Directive → Transcribe each line of the material as it is, and drop any picture.
==== Available data ====
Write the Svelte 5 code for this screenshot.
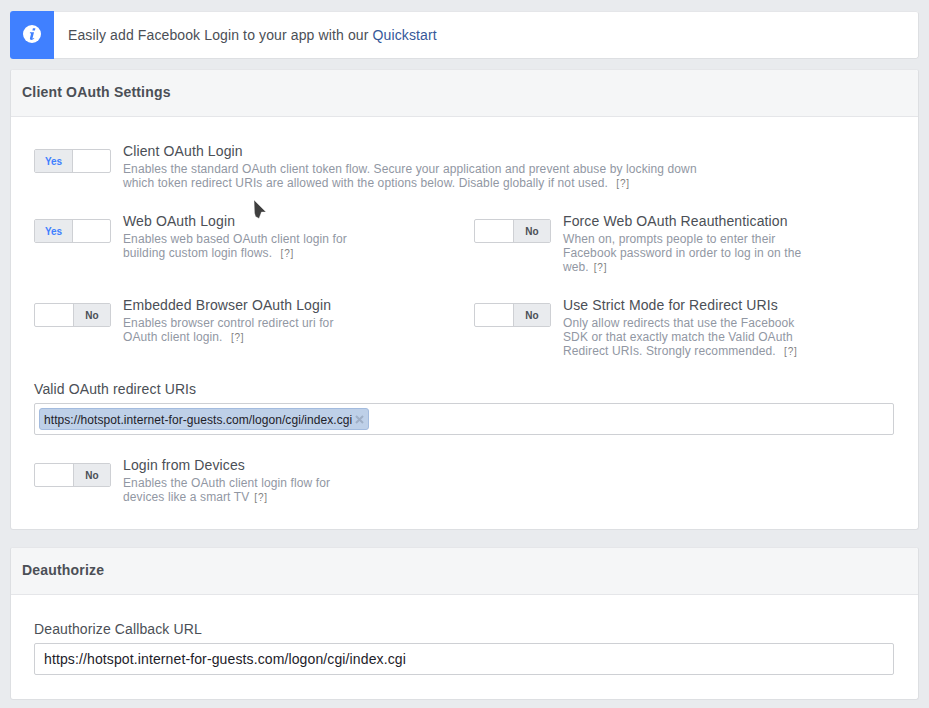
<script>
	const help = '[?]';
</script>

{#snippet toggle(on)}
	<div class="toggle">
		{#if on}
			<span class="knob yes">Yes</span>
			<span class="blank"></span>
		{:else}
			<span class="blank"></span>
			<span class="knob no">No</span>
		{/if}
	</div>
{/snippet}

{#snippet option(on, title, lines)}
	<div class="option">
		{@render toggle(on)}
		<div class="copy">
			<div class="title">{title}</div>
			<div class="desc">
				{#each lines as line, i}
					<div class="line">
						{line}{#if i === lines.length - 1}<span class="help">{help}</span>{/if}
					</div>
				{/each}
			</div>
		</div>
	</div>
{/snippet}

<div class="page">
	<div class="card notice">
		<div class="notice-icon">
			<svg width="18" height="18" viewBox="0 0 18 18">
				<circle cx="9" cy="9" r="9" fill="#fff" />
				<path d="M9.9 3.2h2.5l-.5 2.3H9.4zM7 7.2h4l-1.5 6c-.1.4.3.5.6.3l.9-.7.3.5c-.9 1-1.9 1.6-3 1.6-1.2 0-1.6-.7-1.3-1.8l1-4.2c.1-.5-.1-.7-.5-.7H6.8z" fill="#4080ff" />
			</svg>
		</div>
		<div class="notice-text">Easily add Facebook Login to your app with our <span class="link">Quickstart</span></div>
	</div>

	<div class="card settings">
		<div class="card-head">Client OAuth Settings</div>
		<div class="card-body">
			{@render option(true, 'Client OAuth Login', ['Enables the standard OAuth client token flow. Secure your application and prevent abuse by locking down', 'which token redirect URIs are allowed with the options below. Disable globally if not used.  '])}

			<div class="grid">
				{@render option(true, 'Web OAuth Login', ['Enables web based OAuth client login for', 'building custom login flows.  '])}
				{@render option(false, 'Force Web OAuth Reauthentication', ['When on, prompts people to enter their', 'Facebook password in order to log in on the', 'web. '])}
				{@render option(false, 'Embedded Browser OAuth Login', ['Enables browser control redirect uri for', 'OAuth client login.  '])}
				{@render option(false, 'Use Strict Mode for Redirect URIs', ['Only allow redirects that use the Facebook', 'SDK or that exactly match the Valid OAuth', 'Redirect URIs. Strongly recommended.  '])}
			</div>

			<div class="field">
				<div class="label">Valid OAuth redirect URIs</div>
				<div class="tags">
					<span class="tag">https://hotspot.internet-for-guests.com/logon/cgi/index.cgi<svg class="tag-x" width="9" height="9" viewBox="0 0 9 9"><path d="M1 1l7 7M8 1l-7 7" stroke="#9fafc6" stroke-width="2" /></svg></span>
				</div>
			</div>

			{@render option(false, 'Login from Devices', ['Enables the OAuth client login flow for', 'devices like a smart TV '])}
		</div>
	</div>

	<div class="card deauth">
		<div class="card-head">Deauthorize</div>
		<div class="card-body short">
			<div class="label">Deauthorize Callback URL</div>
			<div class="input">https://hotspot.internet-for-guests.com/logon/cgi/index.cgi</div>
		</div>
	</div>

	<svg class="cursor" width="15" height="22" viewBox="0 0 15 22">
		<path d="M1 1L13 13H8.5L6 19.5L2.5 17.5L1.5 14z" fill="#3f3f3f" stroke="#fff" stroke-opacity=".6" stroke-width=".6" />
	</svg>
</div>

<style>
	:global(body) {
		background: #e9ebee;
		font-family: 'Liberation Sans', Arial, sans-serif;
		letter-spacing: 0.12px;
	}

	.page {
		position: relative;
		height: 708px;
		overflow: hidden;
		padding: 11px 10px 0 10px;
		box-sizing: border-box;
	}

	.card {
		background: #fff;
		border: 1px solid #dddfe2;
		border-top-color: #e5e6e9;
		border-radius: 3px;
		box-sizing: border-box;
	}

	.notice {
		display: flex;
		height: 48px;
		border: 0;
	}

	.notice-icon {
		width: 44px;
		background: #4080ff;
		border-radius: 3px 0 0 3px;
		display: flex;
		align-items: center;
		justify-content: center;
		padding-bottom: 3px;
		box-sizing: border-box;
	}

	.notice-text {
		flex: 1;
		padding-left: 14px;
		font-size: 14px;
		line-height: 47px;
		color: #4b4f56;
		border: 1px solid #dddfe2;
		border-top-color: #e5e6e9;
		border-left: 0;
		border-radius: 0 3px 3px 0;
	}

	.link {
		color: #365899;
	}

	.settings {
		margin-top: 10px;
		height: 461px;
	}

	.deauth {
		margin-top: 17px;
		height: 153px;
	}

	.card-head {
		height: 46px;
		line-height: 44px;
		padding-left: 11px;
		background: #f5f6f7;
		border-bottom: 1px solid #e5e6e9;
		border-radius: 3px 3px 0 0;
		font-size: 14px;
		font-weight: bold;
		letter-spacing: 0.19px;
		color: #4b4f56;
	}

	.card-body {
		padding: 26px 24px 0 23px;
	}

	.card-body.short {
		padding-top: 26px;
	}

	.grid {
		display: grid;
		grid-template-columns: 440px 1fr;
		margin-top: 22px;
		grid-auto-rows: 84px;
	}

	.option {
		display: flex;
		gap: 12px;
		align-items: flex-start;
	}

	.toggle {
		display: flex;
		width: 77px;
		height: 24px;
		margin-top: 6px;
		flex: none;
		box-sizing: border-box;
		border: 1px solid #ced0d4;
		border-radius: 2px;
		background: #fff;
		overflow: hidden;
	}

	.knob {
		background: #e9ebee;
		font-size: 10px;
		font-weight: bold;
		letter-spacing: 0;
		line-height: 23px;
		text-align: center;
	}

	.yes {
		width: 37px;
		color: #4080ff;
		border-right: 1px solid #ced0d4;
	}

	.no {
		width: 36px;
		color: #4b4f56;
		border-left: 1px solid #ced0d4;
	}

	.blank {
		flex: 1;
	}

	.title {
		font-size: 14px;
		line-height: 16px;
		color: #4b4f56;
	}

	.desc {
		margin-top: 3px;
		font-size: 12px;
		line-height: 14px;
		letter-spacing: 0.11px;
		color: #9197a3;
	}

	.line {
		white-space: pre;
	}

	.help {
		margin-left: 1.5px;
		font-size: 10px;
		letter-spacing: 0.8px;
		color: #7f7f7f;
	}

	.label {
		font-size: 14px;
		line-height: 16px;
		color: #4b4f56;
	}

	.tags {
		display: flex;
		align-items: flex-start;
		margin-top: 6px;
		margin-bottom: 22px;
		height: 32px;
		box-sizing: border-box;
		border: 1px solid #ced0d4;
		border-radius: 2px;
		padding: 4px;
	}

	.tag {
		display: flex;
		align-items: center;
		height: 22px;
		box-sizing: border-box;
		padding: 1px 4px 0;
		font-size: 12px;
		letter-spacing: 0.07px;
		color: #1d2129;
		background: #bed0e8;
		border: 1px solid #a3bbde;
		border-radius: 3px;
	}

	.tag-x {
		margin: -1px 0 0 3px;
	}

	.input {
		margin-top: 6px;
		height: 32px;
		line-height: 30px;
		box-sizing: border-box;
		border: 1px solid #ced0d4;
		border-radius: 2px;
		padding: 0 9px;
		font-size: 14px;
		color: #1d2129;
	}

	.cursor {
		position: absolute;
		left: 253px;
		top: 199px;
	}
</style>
====
Answer to this problem →
Write the Svelte 5 code for this screenshot.
<script>
	const help = '[?]';
</script>

{#snippet toggle(on)}
	<div class="toggle">
		{#if on}
			<span class="knob yes">Yes</span>
			<span class="blank"></span>
		{:else}
			<span class="blank"></span>
			<span class="knob no">No</span>
		{/if}
	</div>
{/snippet}

{#snippet option(on, title, lines)}
	<div class="option">
		{@render toggle(on)}
		<div class="copy">
			<div class="title">{title}</div>
			<div class="desc">
				{#each lines as line, i}
					<div class="line">
						{line}{#if i === lines.length - 1}<span class="help">{help}</span>{/if}
					</div>
				{/each}
			</div>
		</div>
	</div>
{/snippet}

<div class="page">
	<div class="card notice">
		<div class="notice-icon">
			<svg width="18" height="18" viewBox="0 0 18 18">
				<circle cx="9" cy="9" r="9" fill="#fff" />
				<path d="M9.9 3.2h2.5l-.5 2.3H9.4zM7 7.2h4l-1.5 6c-.1.4.3.5.6.3l.9-.7.3.5c-.9 1-1.9 1.6-3 1.6-1.2 0-1.6-.7-1.3-1.8l1-4.2c.1-.5-.1-.7-.5-.7H6.8z" fill="#4080ff" />
			</svg>
		</div>
		<div class="notice-text">Easily add Facebook Login to your app with our <span class="link">Quickstart</span></div>
	</div>

	<div class="card settings">
		<div class="card-head">Client OAuth Settings</div>
		<div class="card-body">
			{@render option(true, 'Client OAuth Login', ['Enables the standard OAuth client token flow. Secure your application and prevent abuse by locking down', 'which token redirect URIs are allowed with the options below. Disable globally if not used.  '])}

			<div class="grid">
				{@render option(true, 'Web OAuth Login', ['Enables web based OAuth client login for', 'building custom login flows.  '])}
				{@render option(false, 'Force Web OAuth Reauthentication', ['When on, prompts people to enter their', 'Facebook password in order to log in on the', 'web. '])}
				{@render option(false, 'Embedded Browser OAuth Login', ['Enables browser control redirect uri for', 'OAuth client login.  '])}
				{@render option(false, 'Use Strict Mode for Redirect URIs', ['Only allow redirects that use the Facebook', 'SDK or that exactly match the Valid OAuth', 'Redirect URIs. Strongly recommended.  '])}
			</div>

			<div class="field">
				<div class="label">Valid OAuth redirect URIs</div>
				<div class="tags">
					<span class="tag">https://hotspot.internet-for-guests.com/logon/cgi/index.cgi<svg class="tag-x" width="9" height="9" viewBox="0 0 9 9"><path d="M1 1l7 7M8 1l-7 7" stroke="#9fafc6" stroke-width="2" /></svg></span>
				</div>
			</div>

			{@render option(false, 'Login from Devices', ['Enables the OAuth client login flow for', 'devices like a smart TV '])}
		</div>
	</div>

	<div class="card deauth">
		<div class="card-head">Deauthorize</div>
		<div class="card-body short">
			<div class="label">Deauthorize Callback URL</div>
			<div class="input">https://hotspot.internet-for-guests.com/logon/cgi/index.cgi</div>
		</div>
	</div>

	<svg class="cursor" width="15" height="22" viewBox="0 0 15 22">
		<path d="M1 1L13 13H8.5L6 19.5L2.5 17.5L1.5 14z" fill="#3f3f3f" stroke="#fff" stroke-opacity=".6" stroke-width=".6" />
	</svg>
</div>

<style>
	:global(body) {
		background: #e9ebee;
		font-family: 'Liberation Sans', Arial, sans-serif;
		letter-spacing: 0.12px;
	}

	.page {
		position: relative;
		height: 708px;
		overflow: hidden;
		padding: 11px 10px 0 10px;
		box-sizing: border-box;
	}

	.card {
		background: #fff;
		border: 1px solid #dddfe2;
		border-top-color: #e5e6e9;
		border-radius: 3px;
		box-sizing: border-box;
	}

	.notice {
		display: flex;
		height: 48px;
		border: 0;
	}

	.notice-icon {
		width: 44px;
		background: #4080ff;
		border-radius: 3px 0 0 3px;
		display: flex;
		align-items: center;
		justify-content: center;
		padding-bottom: 3px;
		box-sizing: border-box;
	}

	.notice-text {
		flex: 1;
		padding-left: 14px;
		font-size: 14px;
		line-height: 47px;
		color: #4b4f56;
		border: 1px solid #dddfe2;
		border-top-color: #e5e6e9;
		border-left: 0;
		border-radius: 0 3px 3px 0;
	}

	.link {
		color: #365899;
	}

	.settings {
		margin-top: 10px;
		height: 461px;
	}

	.deauth {
		margin-top: 17px;
		height: 153px;
	}

	.card-head {
		height: 46px;
		line-height: 44px;
		padding-left: 11px;
		background: #f5f6f7;
		border-bottom: 1px solid #e5e6e9;
		border-radius: 3px 3px 0 0;
		font-size: 14px;
		font-weight: bold;
		letter-spacing: 0.19px;
		color: #4b4f56;
	}

	.card-body {
		padding: 26px 24px 0 23px;
	}

	.card-body.short {
		padding-top: 26px;
	}

	.grid {
		display: grid;
		grid-template-columns: 440px 1fr;
		margin-top: 22px;
		grid-auto-rows: 84px;
	}

	.option {
		display: flex;
		gap: 12px;
		align-items: flex-start;
	}

	.toggle {
		display: flex;
		width: 77px;
		height: 24px;
		margin-top: 6px;
		flex: none;
		box-sizing: border-box;
		border: 1px solid #ced0d4;
		border-radius: 2px;
		background: #fff;
		overflow: hidden;
	}

	.knob {
		background: #e9ebee;
		font-size: 10px;
		font-weight: bold;
		letter-spacing: 0;
		line-height: 23px;
		text-align: center;
	}

	.yes {
		width: 37px;
		color: #4080ff;
		border-right: 1px solid #ced0d4;
	}

	.no {
		width: 36px;
		color: #4b4f56;
		border-left: 1px solid #ced0d4;
	}

	.blank {
		flex: 1;
	}

	.title {
		font-size: 14px;
		line-height: 16px;
		color: #4b4f56;
	}

	.desc {
		margin-top: 3px;
		font-size: 12px;
		line-height: 14px;
		letter-spacing: 0.11px;
		color: #9197a3;
	}

	.line {
		white-space: pre;
	}

	.help {
		margin-left: 1.5px;
		font-size: 10px;
		letter-spacing: 0.8px;
		color: #7f7f7f;
	}

	.label {
		font-size: 14px;
		line-height: 16px;
		color: #4b4f56;
	}

	.tags {
		display: flex;
		align-items: flex-start;
		margin-top: 6px;
		margin-bottom: 22px;
		height: 32px;
		box-sizing: border-box;
		border: 1px solid #ced0d4;
		border-radius: 2px;
		padding: 4px;
	}

	.tag {
		display: flex;
		align-items: center;
		height: 22px;
		box-sizing: border-box;
		padding: 1px 4px 0;
		font-size: 12px;
		letter-spacing: 0.07px;
		color: #1d2129;
		background: #bed0e8;
		border: 1px solid #a3bbde;
		border-radius: 3px;
	}

	.tag-x {
		margin: -1px 0 0 3px;
	}

	.input {
		margin-top: 6px;
		height: 32px;
		line-height: 30px;
		box-sizing: border-box;
		border: 1px solid #ced0d4;
		border-radius: 2px;
		padding: 0 9px;
		font-size: 14px;
		color: #1d2129;
	}

	.cursor {
		position: absolute;
		left: 253px;
		top: 199px;
	}
</style>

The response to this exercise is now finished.